▸ The problem: All of the data should be output character for character, except the pictures.

▸ Raw data:
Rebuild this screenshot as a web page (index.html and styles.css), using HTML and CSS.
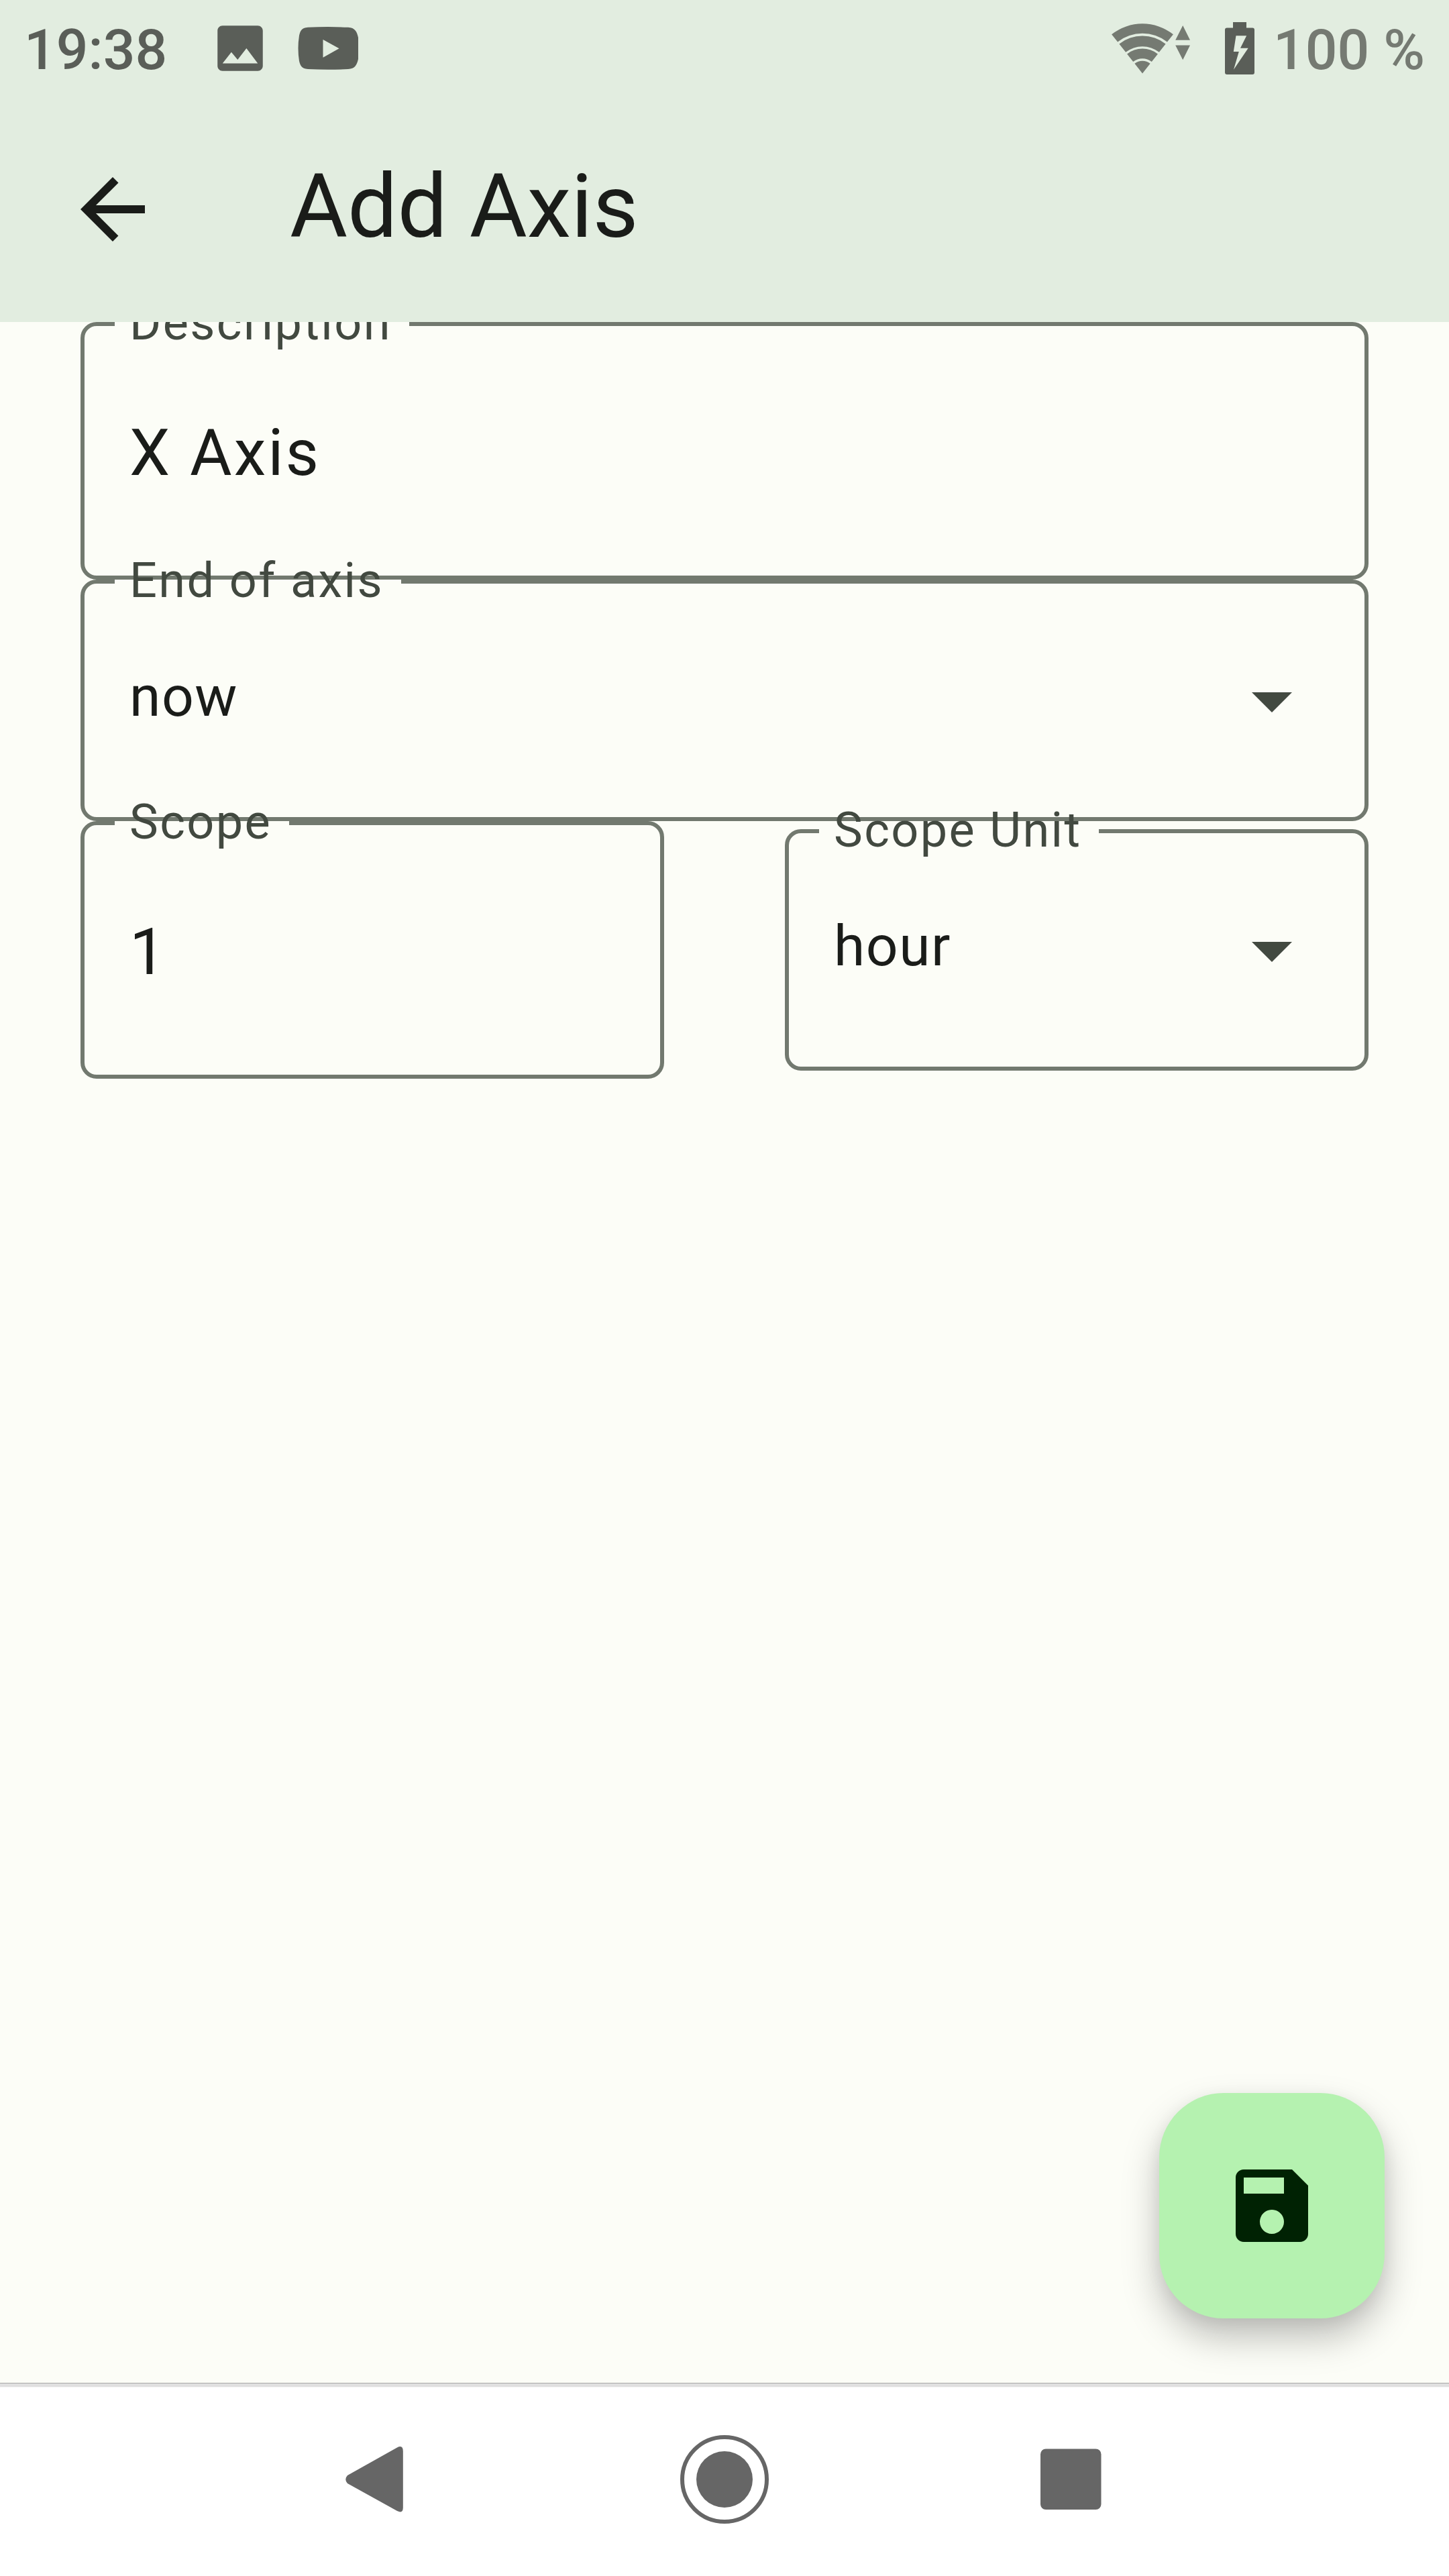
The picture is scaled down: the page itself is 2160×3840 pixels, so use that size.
FILE: index.html
```html
<!DOCTYPE html>
<html lang="en">
<head>
<meta charset="utf-8">
<title>Add Axis</title>
<link rel="stylesheet" href="styles.css">
</head>
<body>
<div class="screen">
  <header class="top">
    <div class="status">
      <span class="clock">19:38</span>
      <svg class="photo" viewBox="0 0 24 24"><path d="M21 19V5c0-1.1-.9-2-2-2H5c-1.1 0-2 .9-2 2v14c0 1.1.9 2 2 2h14c1.1 0 2-.9 2-2zM8.5 13.5l2.5 3.01L14.5 12l4.5 6H5l3.5-4.5z"/></svg>
      <svg class="video" viewBox="0 0 90 64"><path fill-rule="evenodd" d="M15 .8Q45-.6 75 .8C85 1.300 88 7 90 16V48C88 57 85 62.500 75 63Q45 64.600 15 63C5 62.500 3.500 57 2 51Q-1 32 2 13C3.500 7 5 1.300 15 .8ZM37.500 19V45.700L61.500 32.300Z"/></svg>
      <span class="spacer"></span>
      <svg class="wifi" viewBox="-46 -74.500 117 75">
        <path d="M-45.900-58.300A74.200 74.200 0 0 1 45.900-58.300L36.900-46.900A59.700 59.700 0 0 0-36.900-46.900Z"/>
        <path d="M-34.600-44A56 56 0 0 1 34.600-44L24.900-31.700A40.300 40.300 0 0 0-24.900-31.700Z"/>
        <path d="M-22.900-29.100A37 37 0 0 1 22.900-29.100L13.800-17.500A22.300 22.300 0 0 0-13.800-17.500Z"/>
        <path d="M-11.600-14.700A18.700 18.700 0 0 1 11.600-14.700L0 0Z"/>
        <path d="M60.200-71.500L71-49.700H49.200ZM49.200-42H71L60.200-20.200Z"/>
      </svg>
      <svg class="battery" viewBox="0 0 44 78"><path fill-rule="evenodd" d="M12 0H32V8.500H41Q44 8.500 44 11.500V75Q44 78 41 78H3Q0 78 0 75V11.500Q0 8.500 3 8.500H12ZM16.500 20.300L12.800 44H20.800L13 70.700L34.700 38.700H23L32.200 20.300Z"/></svg>
      <span class="level">100 %</span>
    </div>
    <div class="appbar">
      <svg class="icon" viewBox="0 0 24 24"><path d="M20 11H7.830l5.590-5.590L12 4l-8 8 8 8 1.410-1.410L7.830 13H20v-2z"/></svg>
      <h1 class="title">Add Axis</h1>
    </div>
  </header>

  <main class="form">
    <fieldset class="field input">
      <legend class="label">Description</legend>
      <span class="value">X Axis</span>
    </fieldset>
    <fieldset class="field select">
      <legend class="label">End of axis</legend>
      <span class="value">now</span>
      <svg class="icon caret" viewBox="0 0 24 24"><path d="M7 10l5 5 5-5z"/></svg>
    </fieldset>
    <div class="row">
      <fieldset class="field input">
        <legend class="label">Scope</legend>
        <span class="value">1</span>
      </fieldset>
      <fieldset class="field select">
        <legend class="label">Scope Unit</legend>
        <span class="value">hour</span>
        <svg class="icon caret" viewBox="0 0 24 24"><path d="M7 10l5 5 5-5z"/></svg>
      </fieldset>
    </div>
    <button class="fab" aria-label="Save">
      <svg class="icon" viewBox="0 0 24 24"><path d="M17 3H5c-1.110 0-2 .9-2 2v14c0 1.100.89 2 2 2h14c1.100 0 2-.9 2-2V7l-4-4zm-5 16c-1.660 0-3-1.340-3-3s1.340-3 3-3 3 1.340 3 3-1.340 3-3 3zm3-10H5V5h10v4z"/></svg>
    </button>
  </main>

  <nav class="nav">
    <svg class="icon" viewBox="0 0 144 144"><path d="M26 66L100 24.500Q108.800 20 108.800 30V114Q108.800 123.500 100 119L26 78Q20.500 72 26 66Z"/></svg>
    <svg class="icon" viewBox="0 0 144 144"><circle cx="72" cy="72" r="42"/><circle cx="72" cy="72" r="63" fill="none" stroke="#666" stroke-width="6"/></svg>
    <svg class="icon" viewBox="0 0 144 144"><rect x="27" y="26.500" width="90.500" height="90.500" rx="8"/></svg>
  </nav>
</div>
</body>
</html>
```
FILE: styles.css
```css
* {
  box-sizing: border-box;
}

body {
  margin: 0;
  font-family: Roboto, sans-serif;
}

svg {
  display: block;
  flex: none;
  fill: currentColor;
}

.screen {
  display: flex;
  flex-direction: column;
  width: 2160px;
  height: 3840px;
  overflow: hidden;
  background: #fcfdf7;
  color: #1a1c19;
}

.icon {
  width: 144px;
  height: 144px;
}

/* Status bar and app bar share one tinted surface */
.top {
  position: relative;
  z-index: 1;
  height: 480px;
  background: #e2ede0;
}

.status {
  display: flex;
  align-items: center;
  height: 144px;
  padding: 0 36px;
  font-size: 84px;
  font-weight: 500;
  line-height: 98px;
  color: #5a5e58;
}

.clock,
.level {
  padding-top: 6px;
  white-space: nowrap;
}

.photo {
  width: 90px;
  height: 90px;
  margin-left: 64px;
}

.video {
  width: 90px;
  height: 64px;
  margin-left: 41px;
}

.spacer {
  flex: 1;
}

.wifi {
  width: 117px;
  height: 75px;
  margin-right: 52px;
  color: #757a72;
}

.battery {
  width: 44px;
  height: 78px;
  margin-right: 28px;
}

.level {
  color: #757a72;
}

.appbar {
  display: flex;
  align-items: center;
  gap: 192px;
  height: 336px;
  padding: 0 96px;
}

.title {
  margin: 0;
  padding-bottom: 8px;
  font-size: 132px;
  font-weight: 400;
  line-height: 168px;
}

/* Outlined form fields, stacked edge to edge */
.form {
  position: relative;
  flex: 1;
  padding: 0 120px;
}

.field {
  display: flex;
  justify-content: space-between;
  flex: 1;
  min-width: 0;
  margin: 0;
  padding: 0 66px 0 45px;
  border: 6px solid #72796f;
  border-radius: 24px;
}

.input {
  height: 384px;
}

.select {
  height: 360px;
}

.label {
  height: 6px;
  padding: 0 26px 0 22px;
  font-size: 72px;
  line-height: 3px;
  letter-spacing: 2.4px;
  white-space: nowrap;
  color: #424940;
}

.value {
  padding-left: 22px;
}

.input .value {
  padding-top: 117px;
  font-size: 96px;
  line-height: 144px;
  letter-spacing: 3px;
}

.select .value {
  padding-top: 109px;
  font-size: 84px;
  line-height: 120px;
  letter-spacing: 1.5px;
}

.caret {
  margin-top: 102px;
  color: #424940;
}

.row {
  display: flex;
  align-items: center;
  gap: 180px;
}

.fab {
  position: absolute;
  right: 96px;
  bottom: 96px;
  display: flex;
  align-items: center;
  justify-content: center;
  width: 336px;
  height: 336px;
  padding: 0;
  border: 0;
  border-radius: 96px;
  background: #b5f2b0;
  color: #002203;
  box-shadow: 0 28px 54px rgba(0, 0, 0, 0.25), 0 6px 24px rgba(0, 0, 0, 0.06);
}

/* System navigation */
.nav {
  display: flex;
  align-items: center;
  justify-content: center;
  gap: 372px;
  height: 288px;
  background: #fff;
  color: #666;
  box-shadow: inset 0 1px #a8a9a7, inset 0 6px #e0e0e0, inset 0 7px #f5f5f5;
}
```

▸ Solution:
Rebuild this screenshot as a web page (index.html and styles.css), using HTML and CSS.
The picture is scaled down: the page itself is 2160×3840 pixels, so use that size.
FILE: index.html
```html
<!DOCTYPE html>
<html lang="en">
<head>
<meta charset="utf-8">
<title>Add Axis</title>
<link rel="stylesheet" href="styles.css">
</head>
<body>
<div class="screen">
  <header class="top">
    <div class="status">
      <span class="clock">19:38</span>
      <svg class="photo" viewBox="0 0 24 24"><path d="M21 19V5c0-1.1-.9-2-2-2H5c-1.1 0-2 .9-2 2v14c0 1.1.9 2 2 2h14c1.1 0 2-.9 2-2zM8.5 13.5l2.5 3.01L14.5 12l4.5 6H5l3.5-4.5z"/></svg>
      <svg class="video" viewBox="0 0 90 64"><path fill-rule="evenodd" d="M15 .8Q45-.6 75 .8C85 1.300 88 7 90 16V48C88 57 85 62.500 75 63Q45 64.600 15 63C5 62.500 3.500 57 2 51Q-1 32 2 13C3.500 7 5 1.300 15 .8ZM37.500 19V45.700L61.500 32.300Z"/></svg>
      <span class="spacer"></span>
      <svg class="wifi" viewBox="-46 -74.500 117 75">
        <path d="M-45.900-58.300A74.200 74.200 0 0 1 45.900-58.300L36.900-46.900A59.700 59.700 0 0 0-36.900-46.900Z"/>
        <path d="M-34.600-44A56 56 0 0 1 34.600-44L24.900-31.700A40.300 40.300 0 0 0-24.900-31.700Z"/>
        <path d="M-22.900-29.100A37 37 0 0 1 22.900-29.100L13.800-17.500A22.300 22.300 0 0 0-13.800-17.500Z"/>
        <path d="M-11.600-14.700A18.700 18.700 0 0 1 11.600-14.700L0 0Z"/>
        <path d="M60.200-71.500L71-49.700H49.200ZM49.200-42H71L60.200-20.200Z"/>
      </svg>
      <svg class="battery" viewBox="0 0 44 78"><path fill-rule="evenodd" d="M12 0H32V8.500H41Q44 8.500 44 11.500V75Q44 78 41 78H3Q0 78 0 75V11.500Q0 8.500 3 8.500H12ZM16.500 20.300L12.800 44H20.800L13 70.700L34.700 38.700H23L32.200 20.300Z"/></svg>
      <span class="level">100 %</span>
    </div>
    <div class="appbar">
      <svg class="icon" viewBox="0 0 24 24"><path d="M20 11H7.830l5.590-5.590L12 4l-8 8 8 8 1.410-1.410L7.830 13H20v-2z"/></svg>
      <h1 class="title">Add Axis</h1>
    </div>
  </header>

  <main class="form">
    <fieldset class="field input">
      <legend class="label">Description</legend>
      <span class="value">X Axis</span>
    </fieldset>
    <fieldset class="field select">
      <legend class="label">End of axis</legend>
      <span class="value">now</span>
      <svg class="icon caret" viewBox="0 0 24 24"><path d="M7 10l5 5 5-5z"/></svg>
    </fieldset>
    <div class="row">
      <fieldset class="field input">
        <legend class="label">Scope</legend>
        <span class="value">1</span>
      </fieldset>
      <fieldset class="field select">
        <legend class="label">Scope Unit</legend>
        <span class="value">hour</span>
        <svg class="icon caret" viewBox="0 0 24 24"><path d="M7 10l5 5 5-5z"/></svg>
      </fieldset>
    </div>
    <button class="fab" aria-label="Save">
      <svg class="icon" viewBox="0 0 24 24"><path d="M17 3H5c-1.110 0-2 .9-2 2v14c0 1.100.89 2 2 2h14c1.100 0 2-.9 2-2V7l-4-4zm-5 16c-1.660 0-3-1.340-3-3s1.340-3 3-3 3 1.340 3 3-1.340 3-3 3zm3-10H5V5h10v4z"/></svg>
    </button>
  </main>

  <nav class="nav">
    <svg class="icon" viewBox="0 0 144 144"><path d="M26 66L100 24.500Q108.800 20 108.800 30V114Q108.800 123.500 100 119L26 78Q20.500 72 26 66Z"/></svg>
    <svg class="icon" viewBox="0 0 144 144"><circle cx="72" cy="72" r="42"/><circle cx="72" cy="72" r="63" fill="none" stroke="#666" stroke-width="6"/></svg>
    <svg class="icon" viewBox="0 0 144 144"><rect x="27" y="26.500" width="90.500" height="90.500" rx="8"/></svg>
  </nav>
</div>
</body>
</html>
```
FILE: styles.css
```css
* {
  box-sizing: border-box;
}

body {
  margin: 0;
  font-family: Roboto, sans-serif;
}

svg {
  display: block;
  flex: none;
  fill: currentColor;
}

.screen {
  display: flex;
  flex-direction: column;
  width: 2160px;
  height: 3840px;
  overflow: hidden;
  background: #fcfdf7;
  color: #1a1c19;
}

.icon {
  width: 144px;
  height: 144px;
}

/* Status bar and app bar share one tinted surface */
.top {
  position: relative;
  z-index: 1;
  height: 480px;
  background: #e2ede0;
}

.status {
  display: flex;
  align-items: center;
  height: 144px;
  padding: 0 36px;
  font-size: 84px;
  font-weight: 500;
  line-height: 98px;
  color: #5a5e58;
}

.clock,
.level {
  padding-top: 6px;
  white-space: nowrap;
}

.photo {
  width: 90px;
  height: 90px;
  margin-left: 64px;
}

.video {
  width: 90px;
  height: 64px;
  margin-left: 41px;
}

.spacer {
  flex: 1;
}

.wifi {
  width: 117px;
  height: 75px;
  margin-right: 52px;
  color: #757a72;
}

.battery {
  width: 44px;
  height: 78px;
  margin-right: 28px;
}

.level {
  color: #757a72;
}

.appbar {
  display: flex;
  align-items: center;
  gap: 192px;
  height: 336px;
  padding: 0 96px;
}

.title {
  margin: 0;
  padding-bottom: 8px;
  font-size: 132px;
  font-weight: 400;
  line-height: 168px;
}

/* Outlined form fields, stacked edge to edge */
.form {
  position: relative;
  flex: 1;
  padding: 0 120px;
}

.field {
  display: flex;
  justify-content: space-between;
  flex: 1;
  min-width: 0;
  margin: 0;
  padding: 0 66px 0 45px;
  border: 6px solid #72796f;
  border-radius: 24px;
}

.input {
  height: 384px;
}

.select {
  height: 360px;
}

.label {
  height: 6px;
  padding: 0 26px 0 22px;
  font-size: 72px;
  line-height: 3px;
  letter-spacing: 2.4px;
  white-space: nowrap;
  color: #424940;
}

.value {
  padding-left: 22px;
}

.input .value {
  padding-top: 117px;
  font-size: 96px;
  line-height: 144px;
  letter-spacing: 3px;
}

.select .value {
  padding-top: 109px;
  font-size: 84px;
  line-height: 120px;
  letter-spacing: 1.5px;
}

.caret {
  margin-top: 102px;
  color: #424940;
}

.row {
  display: flex;
  align-items: center;
  gap: 180px;
}

.fab {
  position: absolute;
  right: 96px;
  bottom: 96px;
  display: flex;
  align-items: center;
  justify-content: center;
  width: 336px;
  height: 336px;
  padding: 0;
  border: 0;
  border-radius: 96px;
  background: #b5f2b0;
  color: #002203;
  box-shadow: 0 28px 54px rgba(0, 0, 0, 0.25), 0 6px 24px rgba(0, 0, 0, 0.06);
}

/* System navigation */
.nav {
  display: flex;
  align-items: center;
  justify-content: center;
  gap: 372px;
  height: 288px;
  background: #fff;
  color: #666;
  box-shadow: inset 0 1px #a8a9a7, inset 0 6px #e0e0e0, inset 0 7px #f5f5f5;
}
```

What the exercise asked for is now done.